Next weekend I will be going to see "Eat, Pray, Love" at the theater. I first read the book 5 or 6 years ago for my book club. At that time, I was struggling with the fact that my dad, who was born and raised Catholic and then accepted Lutheranism when he married my mom, had become a Buddhist. As you can guess from the title, the book deals with spirituality, and I felt when reading it that I was beginning to understand why my dad needed to choose this new spiritual path. I remember him visiting me and I actually recommended him reading it because I thought that he might see that I was trying to understand him better. I don't know if he actually read it though.
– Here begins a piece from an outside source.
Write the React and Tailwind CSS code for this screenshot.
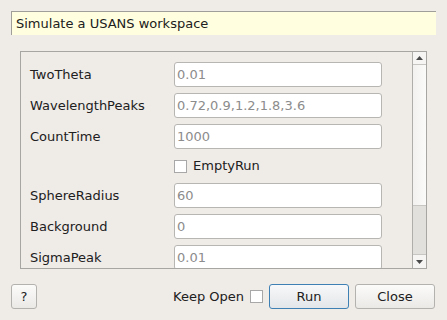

With the movie coming out though, I decided to revisit the book, and I'm very glad I did. This time I listened to the audiobook version, which is read by the author, Elizabeth Gilbert. There's a certain luxury to having the author read the story to you. They have the inside scoop on what feelings and thoughts the story is trying to tell and at what time and they are able to pull that into the reading. It's more textured. If I was talking in math terms, it's like going from two axis to three.
Listening to the book this time, I realized that the story wasn't just about pursuing spirituality. It is the story of grief and how loss can force you to look inward and learn more about yourself. It's the story about deciding to fight against depression and winning, as well as accepting that in order to love the world you need to learn to love yourself. It's about learning how to let go of the things that hold you down from progress. Spirituality is an element of the story, but I would say that it's more of a means of moving the story than a full out theme. While the backstory of Elizabeth Gilbert felt darker, I think her climb out of that darkness felt much brighter.
Now I know that I'm not going to be able to do exactly what Elizabeth Gilbert did to make myself better. While I would love to spend 4 months in Italy eating, I can't really picture myself moving there, and then to India, and then to Bali. I need to find my own path - and I think that is what I have been doing for the last year or so. But she does highlight some really useful tools that I think anybody can use. My favorite - writing a petition to God about what you need, and then in your heart make a list about who will sign it. It's remarkable what a big pep squad you have supporting you to be better when you just think about it.
I do recommend this book to people, expecially to people who may feel like they are lost in the dark. It leaves you thinking, and it leaves you with hope. But don't be surprised if the book is nothing like the movie - just enjoy the both of them for what they are.